Confío en no ser el único que se siente irritado cada vez que alguna autoridad saluda la construcción de pisos de protección oficial. “El alto precio de la vivienda”, nos explican “obliga a que la administración se involucre y ayude a los que más lo necesitan”. El mecanismo de ayuda es, obviamente, el de sacar el dinero a unos para dárselo a otros a través de la burocracia y el clientelismo del gobierno.

Es el modo en que avanza el Estado. Crea un problema por medio de sus regulaciones, y para resolverlo impone nuevas regulaciones. En el caso de la construcción, es evidente la mano de las distintas administraciones. Cargan de permisos, dilaciones y burocracia cualquier proyecto (¿acaso eso no afecta al precio?) y sobre todo, restringen sobremanera el espacio donde se puede construir.

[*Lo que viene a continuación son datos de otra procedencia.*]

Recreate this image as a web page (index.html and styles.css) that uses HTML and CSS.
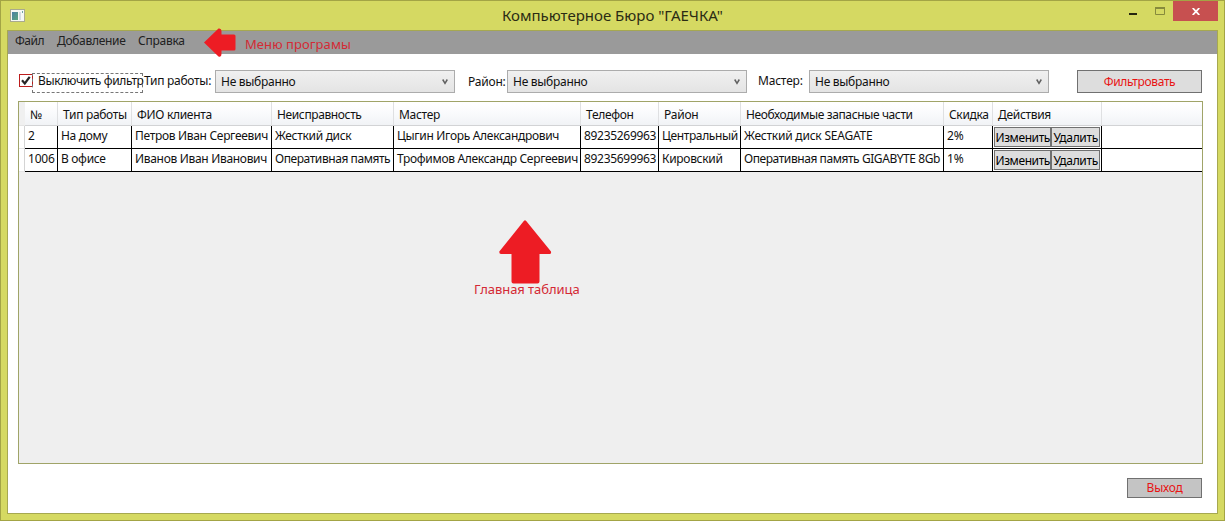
FILE: index.html
```
<!DOCTYPE html>
<html lang="ru">
<head>
<meta charset="utf-8">
<title>Компьютерное Бюро "ГАЕЧКА"</title>
<link rel="stylesheet" href="styles.css">
</head>
<body>
<div class="window">
  <header class="titlebar">
    <svg class="app-icon" width="15" height="13" viewBox="0 0 15 13">
      <defs><linearGradient id="pane" x1="0" y1="0" x2="1" y2="1"><stop offset="0" stop-color="#4a7fa5"/><stop offset="1" stop-color="#5aa67c"/></linearGradient></defs>
      <rect x=".5" y=".5" width="14" height="12" fill="#f6f8f4" stroke="#a9aa8e"/>
      <rect x="2" y="3" width="6" height="8" fill="url(#pane)"/>
      <rect x="9" y="3" width="2" height="8" fill="#d5dce2"/>
      <rect x="12" y="2" width="1" height="2" fill="#6fa5a0"/>
    </svg>
    <h1 class="title">Компьютерное Бюро "ГАЕЧКА"</h1>
    <div class="controls">
      <svg class="minimize" width="8" height="2"><rect width="8" height="2" fill="#26260f"/></svg>
      <svg class="maximize" width="10" height="8" viewBox="0 0 10 8"><path d="M.5 1H9.500V7.500H.5Z" fill="none" stroke="#878a3c"/><path d="M0 1H10" stroke="#878a3c" stroke-width="2"/></svg>
      <span class="close"><svg width="8" height="7" viewBox="0 0 8 7"><path d="M.7 0L7.300 7M7.300 0L.7 7" stroke="#fff" stroke-width="1.800"/></svg></span>
    </div>
  </header>
  <main class="client">
    <nav class="menu">
      <span class="menu-file">Файл</span>
      <span class="menu-add">Добавление</span>
      <span class="menu-help">Справка</span>
      <div class="note note-menu">
        <svg width="32" height="30" viewBox="0 0 32 30"><path d="M0 14.500L14.500.5Q17.500 0 17.500 3V6.500H30Q31.500 6.500 31.500 8V21Q31.500 22.500 30 22.500H17.500V26Q17.500 29.500 14.500 28.500Z" fill="#ed1c24"/></svg>
        <span>Меню програмы</span>
      </div>
    </nav>
    <section class="filters">
      <label class="check">
        <span class="box"><svg width="13" height="12" viewBox="0 0 13 12"><path d="M2 5.200L4.800 8.500L9.700 1.800" fill="none" stroke="#262626" stroke-width="2.200"/></svg></span>
        <span class="check-text tight">Выключить фильтр</span>
      </label>
      <span class="label label-type">Тип работы:</span>
      <div class="combo"><span>Не выбранно</span><svg width="6" height="6" viewBox="0 0 6 6"><path d="M.7 .5L3 4.300L5.300 .5" fill="none" stroke="#606060" stroke-width="1.500"/></svg></div>
      <span class="label label-area">Район:</span>
      <div class="combo"><span>Не выбранно</span><svg width="6" height="6" viewBox="0 0 6 6"><path d="M.7 .5L3 4.300L5.300 .5" fill="none" stroke="#606060" stroke-width="1.500"/></svg></div>
      <span class="label label-master">Мастер:</span>
      <div class="combo"><span>Не выбранно</span><svg width="6" height="6" viewBox="0 0 6 6"><path d="M.7 .5L3 4.300L5.300 .5" fill="none" stroke="#606060" stroke-width="1.500"/></svg></div>
      <button class="apply">Фильтровать</button>
    </section>
    <section class="table">
      <div class="row head">
        <i></i><span>№</span><span>Тип работы</span><span>ФИО клиента</span><span class="tight">Неисправность</span><span>Мастер</span><span>Телефон</span><span class="loose">Район</span><span class="tight">Необходимые запасные части</span><span>Скидка</span><span>Действия</span><span></span>
      </div>
      <div class="row">
        <i></i><span>2</span><span>На дому</span><span>Петров Иван Сергеевич</span><span>Жесткий диск</span><span>Цыгин Игорь Александрович</span><span>89235269963</span><span class="tight">Центральный</span><span class="loose">Жесткий диск SEAGATE</span><span class="loose">2%</span><span class="actions"><button class="edit">Изменить</button><button class="delete">Удалить</button></span><span></span>
      </div>
      <div class="row">
        <i></i><span class="loose">1006</span><span>В офисе</span><span>Иванов Иван Иванович</span><span class="tighter">Оперативная память</span><span>Трофимов Александр Сергеевич</span><span>89235699963</span><span>Кировский</span><span class="tighter">Оперативная память GIGABYTE 8Gb</span><span class="loose">1%</span><span class="actions"><button class="edit">Изменить</button><button class="delete">Удалить</button></span><span></span>
      </div>
      <div class="note note-table">
        <svg width="53" height="64" viewBox="0 0 53 64"><path d="M25 .7Q26 0 27 .7L52 31.500Q52.500 34 50.500 34H40.500V61.500Q40.500 63.500 38.500 63.500H14.500Q12.500 63.500 12.500 61.500V34H2Q0 34 .3 31.500Z" fill="#ed1c24"/></svg>
        <span>Главная таблица</span>
      </div>
    </section>
    <footer class="footer"><button class="exit">Выход</button></footer>
  </main>
</div>
</body>
</html>
```
FILE: styles.css
```
* { box-sizing: border-box; }
body {
  margin: 0;
  font: 12px/16px "Noto Sans", "Open Sans", sans-serif;
  letter-spacing: -0.31px;
  color: #111;
}
button {
  margin: 0;
  padding: 0;
  font: inherit;
  letter-spacing: inherit;
  border: 1px solid #707070;
  background: #ddd;
  white-space: nowrap;
}
svg { display: block; flex: none; }
.tight { letter-spacing: -0.38px; }
.tighter { letter-spacing: -0.43px; }
.loose { letter-spacing: -0.22px; }

.window {
  display: flex;
  flex-direction: column;
  width: 1225px;
  height: 521px;
  padding: 0 6px 6px;
  border: 1px solid #a3a445;
  background: #d5d962;
}
.titlebar { display: flex; height: 29px; }
.app-icon { margin: 8px 0 0 3px; }
.title {
  flex: 1;
  margin: 3px 0 0 477px;
  font-size: 15px;
  font-weight: 400;
  line-height: 22px;
  letter-spacing: 0;
  color: #2b2c14;
}
.controls { display: flex; align-items: flex-start; }
.minimize { margin: 12px 18px 0 0; }
.maximize { margin: 6px 8px 0 0; }
.close {
  display: grid;
  place-items: center;
  width: 45px;
  height: 20px;
  background: #c75050;
}

.client {
  flex: 1;
  display: flex;
  flex-direction: column;
  border: 1px solid #a6a850;
  background: #fff;
}
.menu {
  display: flex;
  height: 23px;
  padding: 2px 0 0 7px;
  background: #9a9a9a;
  color: #212121;
}
.menu-file { width: 42px; letter-spacing: -0.5px; }
.menu-add { width: 81px; }
.menu-help { width: 66px; letter-spacing: -0.25px; }
.note { display: flex; color: #d42a35; font-size: 13px; }
.note-menu { gap: 9px; margin-top: -5px; height: 30px; }
.note-menu span { margin-top: 8px; letter-spacing: 0.08px; }

.filters { display: flex; height: 23px; margin: 16px 0 8px; padding-left: 11px; }
.check { display: flex; width: 125px; height: 20px; margin-top: 3px; }
.box {
  width: 14px;
  height: 13px;
  margin-top: 1px;
  border: 1px solid #bc1c1c;
}
.check-text {
  width: 111px;
  margin-left: -1px;
  padding-left: 5px;
  border: 1px dashed #777;
  line-height: 14px;
  white-space: nowrap;
}
.label { padding-top: 3px; letter-spacing: -0.28px; white-space: nowrap; }
.label-type { width: 71px; }
.label-area { width: 52px; padding-left: 13px; padding-top: 4px; letter-spacing: -0.2px; }
.label-master { width: 62px; padding-left: 11px; letter-spacing: -0.2px; }
.combo {
  display: flex;
  justify-content: space-between;
  width: 240px;
  padding: 3px 6px 0 5px;
  border: 1px solid #acacac;
  background: linear-gradient(#f0f0f0, #e4e4e4);
  letter-spacing: -0.28px;
}
.combo svg { margin-top: 5px; }
.apply { width: 125px; margin-left: 28px; color: #e81414; letter-spacing: -0.36px; }

.table {
  height: 363px;
  margin: 0 14px 0 10px;
  border: 1px solid #a0a468;
  background: #efefef;
}
.row {
  display: grid;
  grid-template-columns: 6px 33px 74px 140px 122px 187px 78px 82px 203px 49px 109px 1fr;
  height: 23px;
  background: #fff;
}
.row > i { border-right: 1px solid #d4d4d4; border-bottom: 1px solid #e4e4e4; }
.row > span {
  padding: 2px 0 0 3px;
  border-right: 1px solid #000;
  border-bottom: 1px solid #000;
  white-space: nowrap;
}
.row > span:last-child { border-right: 0; }
.head { height: 24px; background: linear-gradient(#fff 10%, #f9fafc 50%, #f0f2f5); }
.head > i { border-right-color: #f0f0f0; background: #f0f0f0; }
.head > span { padding: 5px 0 0 5px; border-right-color: #dfe0e2; border-bottom-color: #d2d3d5; }
.row > .actions { display: flex; padding: 1px; }
.edit { width: 58px; letter-spacing: -0.4px; }
.delete { width: 49px; }
.actions button { padding-top: 2px; line-height: 16px; }
.note-table { flex-direction: column; width: 120px; margin: 48px 0 0 455px; }
.note-table svg { margin-left: 25px; }
.note-table span { margin-top: -3px; letter-spacing: -0.05px; }

.footer { display: flex; justify-content: flex-end; padding: 14px 15px 0 0; }
.exit { width: 75px; height: 20px; background: #c4c4c4; color: #e81414; letter-spacing: -0.25px; }
```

Por ello, a falta de oferta, los precios de los pisos escalan las nubes. En un año como el pasado, de alta demanda, el alza alcanzó un un infame ¡11,4%! .

Este control total sobre la construcción por parte del estado suele justificarse con el recuerdo dejado en España por el desarrollismo y sus caóticos conglomerados de casas de baja calidad. Pero esas construcciones –permítanme defenderlas– cumplieron con su cometido: acomodar a un precio razonable a los millones de españoles que súbitamente abandonaron sus pueblos para irse a las ciudades. Con las leyes de hoy, la mayor parte de esa gente hubiera acabado en chabolas de la periferia urbana.

En este contexto, basta un golpe de pluma del alcalde y ya tenemos beneficios que sobrepasan los de una dura vida de trabajo ¿Y quién paga esos pelotazos? El del Real Madrid y el de la RENFE, el del ayuntamiento que chantajea a la constructora para que construya un colegio o abra un parque. No lo paga el constructor, que trabaja siempre a beneficio, sino el cliente final. En forma de pasivo, si es una empresa. O en forma de magna hipoteca, si es una joven pareja que inicia su vida en común. Con ello quiero decir que los pelotazos, lejos de ser inocuos, socavan el futuro de aquellos de quien depende la salud del estado. Obligan, por ejemplo, a postergar matrimonios e hijos.

No se nos ocultan las dificultades de una reforma de las leyes urbanísticas. Algunas trabas al cambio son confesables: Los ayuntamientos dependen de ellas para su financiación y quienes tienen propiedades no pueden ver con agrado una reforma que reduce su valor. Otras lo son menos: Los partidos políticos, máquinas caras, también aprovechan esas leyes para financiarse. Y la corrupción individual es tan extensa que hay mucha mano negra que gusta del status quo.

Era entendible que el débil gobierno Aznar de la primera legislatura no se atreviera a afrontar un problema tan complejo. Pero hoy tenemos un gobierno fuerte, y un resuelto ministro en Paco Cascos. Si no se aprovecha esta ocasión para hacer la reforma, tendremos que abandonar toda esperanza, y cultivar una sincera amistad con el concejal de urbanismo.